Even before he formally started his job, Giuliani put the world on notice that he was eager to go after the nation's drug problem -- as well as the administration's political opponents.
"Heroin, cocaine and related kinds of drugs are the biggest single problem," he declared at a news conference the day before he took office in May 1981. "I don't think that in the Carter administration the issue of narcotics enforcement was a priority. It was something they were not concerned about."
He picked up that theme again in August 1982. When former Vice President Walter F. Mondale complained about the rise in crime, Giuliani unloaded. In a Washington Post opinion article, he defended the Reagan record and derided Mondale's comments as "another typical politician's contribution."
Giuliani's article drew high praise from Edwin M. Meese III, Reagan's top White House counselor. "Let the liberal carpers know that they can't raise their heads without getting them shot off," a delighted Meese told him.
Inside Justice, Giuliani proposed folding the Drug Enforcement Administration into the FBI and making the DEA administrator answerable to the FBI director. Because drugs traditionally spawned violent crime, he reasoned, it made sense to combine the two agencies' expertise to combat the increasingly sophisticated world of illegal narcotics.
FBI officials embraced his plan, but the proposal triggered protests from DEA agents and police chiefs around the country. Local agencies such as the Los Angeles Police Department depended on the DEA for assistance in fighting drugs, then-Police Chief Gates said, and he warned that "any disruption in the DEA's mission" could jeopardize that cooperation.
Giuliani brushed the concerns aside and went ahead with the reorganization.
But Giuliani's vision did not survive -- and it did not stop the drug problem. The mid-1980s saw an explosion of crack cocaine and gang warfare. And the joint DEA-FBI operations lasted only a few years, before the two agencies went back to their separate crime-fighting duties.

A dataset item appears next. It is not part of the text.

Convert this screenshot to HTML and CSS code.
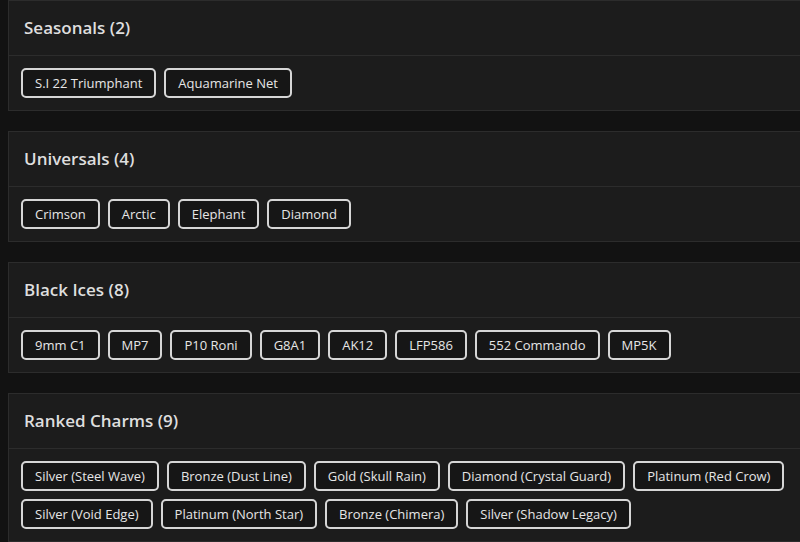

Managers of the two agencies "never really had their hearts in it," said Stan Morris, who worked alongside Giuliani as the department's associate deputy attorney general. "Their cultures are so different," Morris said. "You could get them in bed, but they weren't going to sleep together for a long time."
At the same time, Morris and others credit Giuliani for quickly taking stock of the growing drug menace and taking a bold step to combat it.